- _GIVEN REQUEST_
Strip the pictures and reproduce the rest of the listing exactly.

- _DATA PROVIDED_
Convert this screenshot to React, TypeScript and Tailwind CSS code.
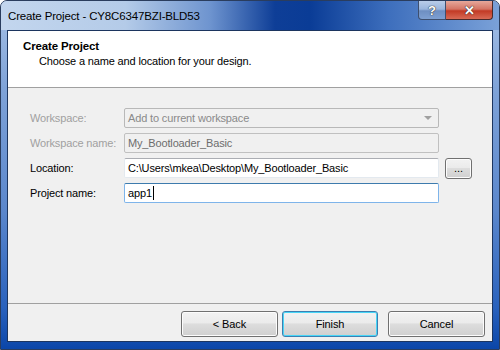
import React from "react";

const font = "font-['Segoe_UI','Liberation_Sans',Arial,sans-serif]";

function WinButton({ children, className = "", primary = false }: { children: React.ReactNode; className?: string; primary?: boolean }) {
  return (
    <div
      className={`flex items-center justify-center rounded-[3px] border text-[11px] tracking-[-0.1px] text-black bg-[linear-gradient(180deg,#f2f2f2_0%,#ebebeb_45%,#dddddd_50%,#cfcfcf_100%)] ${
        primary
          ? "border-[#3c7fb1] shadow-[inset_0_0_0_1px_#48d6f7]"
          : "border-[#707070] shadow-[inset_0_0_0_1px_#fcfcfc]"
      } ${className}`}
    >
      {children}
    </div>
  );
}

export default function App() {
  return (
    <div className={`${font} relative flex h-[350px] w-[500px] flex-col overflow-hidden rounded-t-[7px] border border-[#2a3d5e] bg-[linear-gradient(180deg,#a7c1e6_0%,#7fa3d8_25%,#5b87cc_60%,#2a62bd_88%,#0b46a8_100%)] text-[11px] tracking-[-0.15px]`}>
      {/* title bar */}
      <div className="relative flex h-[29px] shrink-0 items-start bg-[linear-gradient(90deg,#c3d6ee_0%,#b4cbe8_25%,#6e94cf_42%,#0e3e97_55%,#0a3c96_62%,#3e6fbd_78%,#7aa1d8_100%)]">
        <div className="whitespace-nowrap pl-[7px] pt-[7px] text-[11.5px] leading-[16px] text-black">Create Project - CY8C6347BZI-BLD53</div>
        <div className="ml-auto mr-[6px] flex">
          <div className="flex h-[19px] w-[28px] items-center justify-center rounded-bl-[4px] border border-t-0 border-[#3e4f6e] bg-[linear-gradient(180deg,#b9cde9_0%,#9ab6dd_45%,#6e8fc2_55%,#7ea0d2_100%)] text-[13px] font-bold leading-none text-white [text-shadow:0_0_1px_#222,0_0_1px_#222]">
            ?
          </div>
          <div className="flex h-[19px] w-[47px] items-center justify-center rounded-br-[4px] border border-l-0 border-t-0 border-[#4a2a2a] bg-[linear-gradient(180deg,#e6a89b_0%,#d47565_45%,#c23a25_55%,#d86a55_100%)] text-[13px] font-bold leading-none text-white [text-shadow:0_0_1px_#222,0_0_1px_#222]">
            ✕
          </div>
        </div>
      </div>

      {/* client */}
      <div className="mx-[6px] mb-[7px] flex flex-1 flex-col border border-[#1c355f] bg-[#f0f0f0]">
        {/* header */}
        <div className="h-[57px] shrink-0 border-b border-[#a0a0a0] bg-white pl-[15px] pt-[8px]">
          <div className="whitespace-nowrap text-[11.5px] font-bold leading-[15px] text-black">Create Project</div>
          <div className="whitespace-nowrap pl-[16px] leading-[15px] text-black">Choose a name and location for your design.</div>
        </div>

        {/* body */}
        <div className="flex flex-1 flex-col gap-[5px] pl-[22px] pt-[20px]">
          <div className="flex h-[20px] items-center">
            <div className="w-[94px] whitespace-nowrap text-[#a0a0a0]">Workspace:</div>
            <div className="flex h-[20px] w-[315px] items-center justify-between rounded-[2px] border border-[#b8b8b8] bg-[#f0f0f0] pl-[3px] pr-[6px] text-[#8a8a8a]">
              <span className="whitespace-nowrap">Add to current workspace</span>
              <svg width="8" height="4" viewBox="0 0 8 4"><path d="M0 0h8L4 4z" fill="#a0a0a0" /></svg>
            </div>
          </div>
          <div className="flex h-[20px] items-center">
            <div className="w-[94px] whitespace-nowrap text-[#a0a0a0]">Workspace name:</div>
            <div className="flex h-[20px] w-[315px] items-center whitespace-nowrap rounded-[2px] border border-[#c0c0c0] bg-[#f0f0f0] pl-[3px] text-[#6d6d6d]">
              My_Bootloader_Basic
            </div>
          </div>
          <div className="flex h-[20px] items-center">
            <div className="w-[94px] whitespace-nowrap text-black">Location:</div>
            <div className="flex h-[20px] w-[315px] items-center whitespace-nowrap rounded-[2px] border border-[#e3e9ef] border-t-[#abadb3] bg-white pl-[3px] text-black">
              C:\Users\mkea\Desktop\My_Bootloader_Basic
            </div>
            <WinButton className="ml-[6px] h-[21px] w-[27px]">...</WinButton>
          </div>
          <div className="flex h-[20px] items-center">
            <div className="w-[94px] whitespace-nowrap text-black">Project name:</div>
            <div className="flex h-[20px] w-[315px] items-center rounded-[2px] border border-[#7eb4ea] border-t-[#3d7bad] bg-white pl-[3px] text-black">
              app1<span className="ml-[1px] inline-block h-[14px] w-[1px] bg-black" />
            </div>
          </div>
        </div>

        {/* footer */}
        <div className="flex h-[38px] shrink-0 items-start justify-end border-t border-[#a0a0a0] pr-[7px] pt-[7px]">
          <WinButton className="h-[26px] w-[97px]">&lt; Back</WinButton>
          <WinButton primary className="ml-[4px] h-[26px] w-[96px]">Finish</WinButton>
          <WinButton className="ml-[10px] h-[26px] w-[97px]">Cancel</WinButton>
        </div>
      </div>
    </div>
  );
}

- _WRITTEN RESPONSE_
Convert this screenshot to React, TypeScript and Tailwind CSS code.
import React from "react";

const font = "font-['Segoe_UI','Liberation_Sans',Arial,sans-serif]";

function WinButton({ children, className = "", primary = false }: { children: React.ReactNode; className?: string; primary?: boolean }) {
  return (
    <div
      className={`flex items-center justify-center rounded-[3px] border text-[11px] tracking-[-0.1px] text-black bg-[linear-gradient(180deg,#f2f2f2_0%,#ebebeb_45%,#dddddd_50%,#cfcfcf_100%)] ${
        primary
          ? "border-[#3c7fb1] shadow-[inset_0_0_0_1px_#48d6f7]"
          : "border-[#707070] shadow-[inset_0_0_0_1px_#fcfcfc]"
      } ${className}`}
    >
      {children}
    </div>
  );
}

export default function App() {
  return (
    <div className={`${font} relative flex h-[350px] w-[500px] flex-col overflow-hidden rounded-t-[7px] border border-[#2a3d5e] bg-[linear-gradient(180deg,#a7c1e6_0%,#7fa3d8_25%,#5b87cc_60%,#2a62bd_88%,#0b46a8_100%)] text-[11px] tracking-[-0.15px]`}>
      {/* title bar */}
      <div className="relative flex h-[29px] shrink-0 items-start bg-[linear-gradient(90deg,#c3d6ee_0%,#b4cbe8_25%,#6e94cf_42%,#0e3e97_55%,#0a3c96_62%,#3e6fbd_78%,#7aa1d8_100%)]">
        <div className="whitespace-nowrap pl-[7px] pt-[7px] text-[11.5px] leading-[16px] text-black">Create Project - CY8C6347BZI-BLD53</div>
        <div className="ml-auto mr-[6px] flex">
          <div className="flex h-[19px] w-[28px] items-center justify-center rounded-bl-[4px] border border-t-0 border-[#3e4f6e] bg-[linear-gradient(180deg,#b9cde9_0%,#9ab6dd_45%,#6e8fc2_55%,#7ea0d2_100%)] text-[13px] font-bold leading-none text-white [text-shadow:0_0_1px_#222,0_0_1px_#222]">
            ?
          </div>
          <div className="flex h-[19px] w-[47px] items-center justify-center rounded-br-[4px] border border-l-0 border-t-0 border-[#4a2a2a] bg-[linear-gradient(180deg,#e6a89b_0%,#d47565_45%,#c23a25_55%,#d86a55_100%)] text-[13px] font-bold leading-none text-white [text-shadow:0_0_1px_#222,0_0_1px_#222]">
            ✕
          </div>
        </div>
      </div>

      {/* client */}
      <div className="mx-[6px] mb-[7px] flex flex-1 flex-col border border-[#1c355f] bg-[#f0f0f0]">
        {/* header */}
        <div className="h-[57px] shrink-0 border-b border-[#a0a0a0] bg-white pl-[15px] pt-[8px]">
          <div className="whitespace-nowrap text-[11.5px] font-bold leading-[15px] text-black">Create Project</div>
          <div className="whitespace-nowrap pl-[16px] leading-[15px] text-black">Choose a name and location for your design.</div>
        </div>

        {/* body */}
        <div className="flex flex-1 flex-col gap-[5px] pl-[22px] pt-[20px]">
          <div className="flex h-[20px] items-center">
            <div className="w-[94px] whitespace-nowrap text-[#a0a0a0]">Workspace:</div>
            <div className="flex h-[20px] w-[315px] items-center justify-between rounded-[2px] border border-[#b8b8b8] bg-[#f0f0f0] pl-[3px] pr-[6px] text-[#8a8a8a]">
              <span className="whitespace-nowrap">Add to current workspace</span>
              <svg width="8" height="4" viewBox="0 0 8 4"><path d="M0 0h8L4 4z" fill="#a0a0a0" /></svg>
            </div>
          </div>
          <div className="flex h-[20px] items-center">
            <div className="w-[94px] whitespace-nowrap text-[#a0a0a0]">Workspace name:</div>
            <div className="flex h-[20px] w-[315px] items-center whitespace-nowrap rounded-[2px] border border-[#c0c0c0] bg-[#f0f0f0] pl-[3px] text-[#6d6d6d]">
              My_Bootloader_Basic
            </div>
          </div>
          <div className="flex h-[20px] items-center">
            <div className="w-[94px] whitespace-nowrap text-black">Location:</div>
            <div className="flex h-[20px] w-[315px] items-center whitespace-nowrap rounded-[2px] border border-[#e3e9ef] border-t-[#abadb3] bg-white pl-[3px] text-black">
              C:\Users\mkea\Desktop\My_Bootloader_Basic
            </div>
            <WinButton className="ml-[6px] h-[21px] w-[27px]">...</WinButton>
          </div>
          <div className="flex h-[20px] items-center">
            <div className="w-[94px] whitespace-nowrap text-black">Project name:</div>
            <div className="flex h-[20px] w-[315px] items-center rounded-[2px] border border-[#7eb4ea] border-t-[#3d7bad] bg-white pl-[3px] text-black">
              app1<span className="ml-[1px] inline-block h-[14px] w-[1px] bg-black" />
            </div>
          </div>
        </div>

        {/* footer */}
        <div className="flex h-[38px] shrink-0 items-start justify-end border-t border-[#a0a0a0] pr-[7px] pt-[7px]">
          <WinButton className="h-[26px] w-[97px]">&lt; Back</WinButton>
          <WinButton primary className="ml-[4px] h-[26px] w-[96px]">Finish</WinButton>
          <WinButton className="ml-[10px] h-[26px] w-[97px]">Cancel</WinButton>
        </div>
      </div>
    </div>
  );
}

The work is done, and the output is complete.